In der armenischen Hauptstadt Eriwan protestierten Tausende Menschen gegen den Umgang der Regierung mit der Krise in Bergkarabach. Die Demonstrierenden versammelten sich am Mittwoch vor dem Büro von Regierungschef Paschinjan und blockierten die umliegenden Straßen. Sie warfen der Regierung vor, die mehrheitlich armenische Bevölkerung Bergkarabachs im Stich gelassen zu haben.

UNO-Sicherheitsrat einberufen

Wegen der Eskalation in Bergkarabach wurde für Donnerstag eine Dringlichkeitssitzung des UNO-Sicherheitsrates einberufen. Außenminister Alexander Schallenberg (ÖVP) schätzte die jüngsten Entwicklungen in der Region als „sehr explosiv und brandgefährlich“ ein.
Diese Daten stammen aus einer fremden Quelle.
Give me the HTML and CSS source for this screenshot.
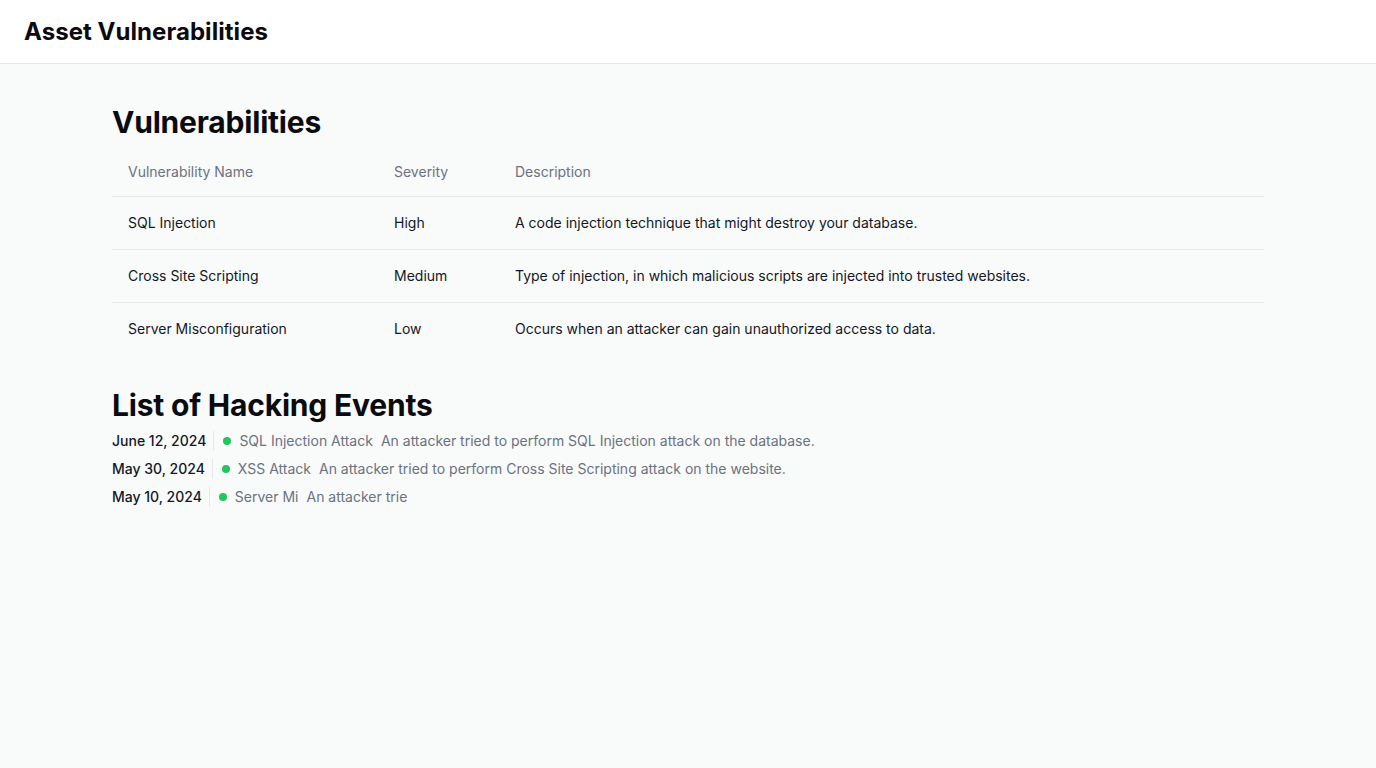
FILE: index.html
```html
<!DOCTYPE html>
<html lang="en">
<head>
<meta charset="utf-8">
<title>Asset Vulnerabilities</title>
<link rel="stylesheet" href="styles.css">
</head>
<body>
<header class="topbar">
  <h1 class="app-title">Asset Vulnerabilities</h1>
</header>
<main class="content">
  <section class="section">
    <h2 class="section-title">Vulnerabilities</h2>
    <table class="vuln-table">
      <thead>
        <tr>
          <th class="col-name">Vulnerability Name</th>
          <th class="col-sev">Severity</th>
          <th>Description</th>
        </tr>
      </thead>
      <tbody>
        <tr>
          <td>SQL Injection</td>
          <td>High</td>
          <td>A code injection technique that might destroy your database.</td>
        </tr>
        <tr>
          <td>Cross Site Scripting</td>
          <td>Medium</td>
          <td>Type of injection, in which malicious scripts are injected into trusted websites.</td>
        </tr>
        <tr>
          <td>Server Misconfiguration</td>
          <td>Low</td>
          <td>Occurs when an attacker can gain unauthorized access to data.</td>
        </tr>
      </tbody>
    </table>
  </section>
  <section class="section events">
    <h2 class="section-title">List of Hacking Events</h2>
    <ul class="event-list">
      <li class="event">
        <span class="event-date">June 12, 2024</span>
        <span class="event-body"><span class="dot"></span><span class="event-name">SQL Injection Attack</span><span class="event-desc">An attacker tried to perform SQL Injection attack on the database.</span></span>
      </li>
      <li class="event">
        <span class="event-date">May 30, 2024</span>
        <span class="event-body"><span class="dot"></span><span class="event-name">XSS Attack</span><span class="event-desc">An attacker tried to perform Cross Site Scripting attack on the website.</span></span>
      </li>
      <li class="event">
        <span class="event-date">May 10, 2024</span>
        <span class="event-body"><span class="dot"></span><span class="event-name">Server Mi</span><span class="event-desc">An attacker trie</span></span>
      </li>
    </ul>
  </section>
</main>
</body>
</html>
```
FILE: styles.css
```css
* { box-sizing: border-box; }
html, body { margin: 0; padding: 0; }
body {
  font-family: Inter, "Noto Sans", "Liberation Sans", sans-serif;
  background: #f9fafa;
  color: #111827;
  min-height: 768px;
}
.topbar {
  background: #ffffff;
  height: 64px;
  border-bottom: 1px solid #e5e7eb;
  display: flex;
  align-items: center;
  padding: 0 24px;
}
.app-title {
  margin: 0;
  font-size: 24px;
  line-height: 32px;
  font-weight: 700;
  color: #0b0b0f;
  letter-spacing: 0.05px;
}
.content {
  max-width: 1152px;
  margin: 0 auto;
  padding-top: 40px;
}
.section-title {
  margin: 0;
  font-size: 30px;
  line-height: 36px;
  font-weight: 700;
  color: #0b0b0f;
  letter-spacing: -0.2px;
}
.vuln-table {
  width: 100%;
  border-collapse: collapse;
  margin-top: 8px;
  font-size: 14px;
  line-height: 20px;
}
.vuln-table th {
  text-align: left;
  font-weight: 400;
  color: #6b7280;
  padding: 14px 16px;
  border-bottom: 1px solid #e5e7eb;
}
.vuln-table td {
  padding: 16px 16px;
  color: #111827;
  border-bottom: 1px solid #e5e7eb;
}
.vuln-table tbody tr:last-child td { border-bottom: none; }
.col-name { width: 266px; }
.col-sev { width: 121px; }
.events { margin-top: 32px; }
.event-list {
  list-style: none;
  margin: 4px 0 0;
  padding: 0;
  font-size: 14px;
  line-height: 20px;
}
.event {
  display: flex;
  align-items: center;
  height: 28px;
}
.event-date {
  font-weight: 500;
  color: #111827;
  padding-right: 7px;
  border-right: 1px solid #e5e7eb;
}
.event-body {
  display: flex;
  align-items: center;
  padding-left: 9px;
  color: #6b7280;
}
.dot {
  width: 8px;
  height: 8px;
  border-radius: 50%;
  background: #22c55e;
  margin-right: 8px;
}
.event-name { margin-right: 8px; }
```
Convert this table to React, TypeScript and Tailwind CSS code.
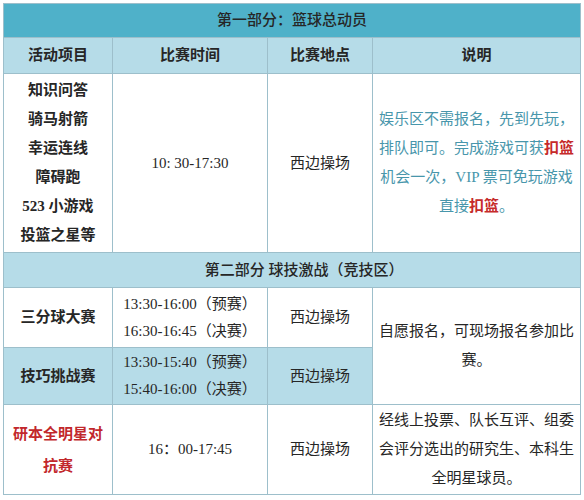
import React from "react";

const cjk = { fontFamily: '"Liberation Serif", "Noto Sans CJK SC", serif' };

export default function App() {
  const bd = "border border-[#9dbfcb]";
  return (
    <div className="w-[584px] h-[500px] bg-white pt-[3px] pl-[3px]" style={cjk}>
      <table className="table-fixed border-collapse w-[577px] text-[15px] text-[#262626] text-center">
        <colgroup>
          <col className="w-[109px]" />
          <col className="w-[155px]" />
          <col className="w-[105px]" />
          <col className="w-[208px]" />
        </colgroup>
        <tbody>
          {/* 第一部分 */}
          <tr className="h-[34px] bg-[#4fb1c9]">
            <td colSpan={4} className={`${bd} font-medium`}>
              第一部分：篮球总动员
            </td>
          </tr>
          <tr className="h-[36px] bg-[#b6dce8] font-bold">
            <td className={bd}>活动项目</td>
            <td className={bd}>比赛时间</td>
            <td className={bd}>比赛地点</td>
            <td className={bd}>说明</td>
          </tr>
          <tr className="h-[179px]">
            <td className={`${bd} font-bold leading-[29px]`}>
              知识问答
              <br />
              骑马射箭
              <br />
              幸运连线
              <br />
              障碍跑
              <br />
              523 小游戏
              <br />
              投篮之星等
            </td>
            <td className={bd}>10: 30-17:30</td>
            <td className={bd}>西边操场</td>
            <td className={`${bd} leading-[29px] text-[#4896ab]`}>
              娱乐区不需报名，先到先玩，
              <br />
              排队即可。完成游戏可获<b className="text-[#c62a2a]">扣篮</b>
              <br />
              机会一次，VIP 票可免玩游戏
              <br />
              直接<b className="text-[#c62a2a]">扣篮</b>。
            </td>
          </tr>

          {/* 第二部分 */}
          <tr className="h-[35px] bg-[#b6dce8]">
            <td colSpan={4} className={`${bd} font-medium pl-6`}>
              第二部分 球技激战（竞技区）
            </td>
          </tr>
          <tr className="h-[60px]">
            <td className={`${bd} font-bold`}>三分球大赛</td>
            <td className={`${bd} leading-[27px]`}>
              13:30-16:00（预赛）
              <br />
              16:30-16:45（决赛）
            </td>
            <td className={bd}>西边操场</td>
            <td rowSpan={2} className={`${bd} leading-[29px] bg-white`}>
              自愿报名，可现场报名参加比
              <br />
              赛。
            </td>
          </tr>
          <tr className="h-[57px] bg-[#b6dce8]">
            <td className={`${bd} font-bold`}>技巧挑战赛</td>
            <td className={`${bd} leading-[27px]`}>
              13:30-15:40（预赛）
              <br />
              15:40-16:00（决赛）
            </td>
            <td className={bd}>西边操场</td>
          </tr>
          <tr className="h-[90px]">
            <td className={`${bd} font-bold text-[#c2282c] leading-[32px]`}>
              研本全明星对
              <br />
              抗赛
            </td>
            <td className={bd}>16：00-17:45</td>
            <td className={bd}>西边操场</td>
            <td className={`${bd} leading-[29px]`}>
              经线上投票、队长互评、组委
              <br />
              会评分选出的研究生、本科生
              <br />
              全明星球员。
            </td>
          </tr>
        </tbody>
      </table>
    </div>
  );
}
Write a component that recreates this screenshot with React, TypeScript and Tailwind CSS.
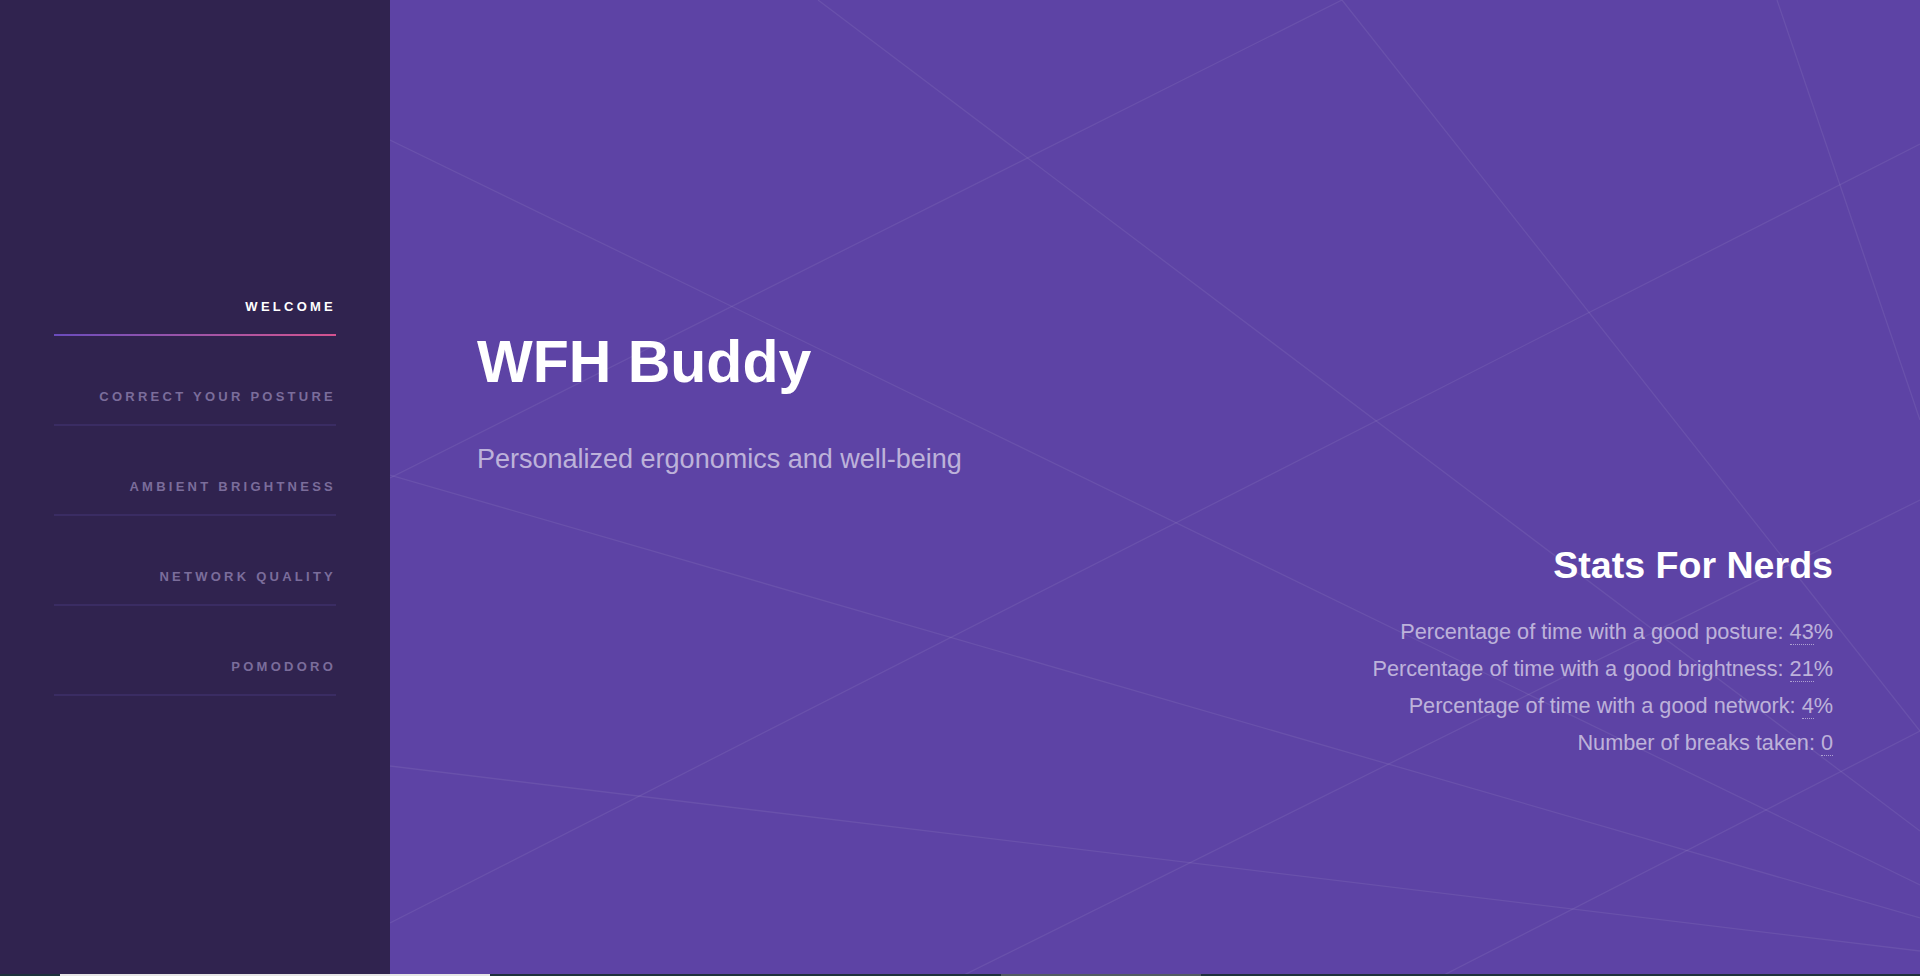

„Es ist vielleicht etwas zynisch, wenn das genau zu dem Zeitpunkt stattfindet, während die Weltgemeinschaft in New York zusammenkommt und genau daran arbeitet, dass solche Situationen nicht entstehen“, so Schallenberg mit Verweis auf die derzeit laufende UNO-Vollversammlung.

Bundespräsident Alexander Van der Bellen erklärte, im UNO-Hauptquartier habe sich „große Sorge für die dortige armenische Bevölkerung“, die aber auf aserbaidschanischem Staatsgebiet lebe, breitgemacht. Es sei momentan nur zu hoffen, dass zumindest ein „Fluchtkanal“ nach Armenien offen bleibe.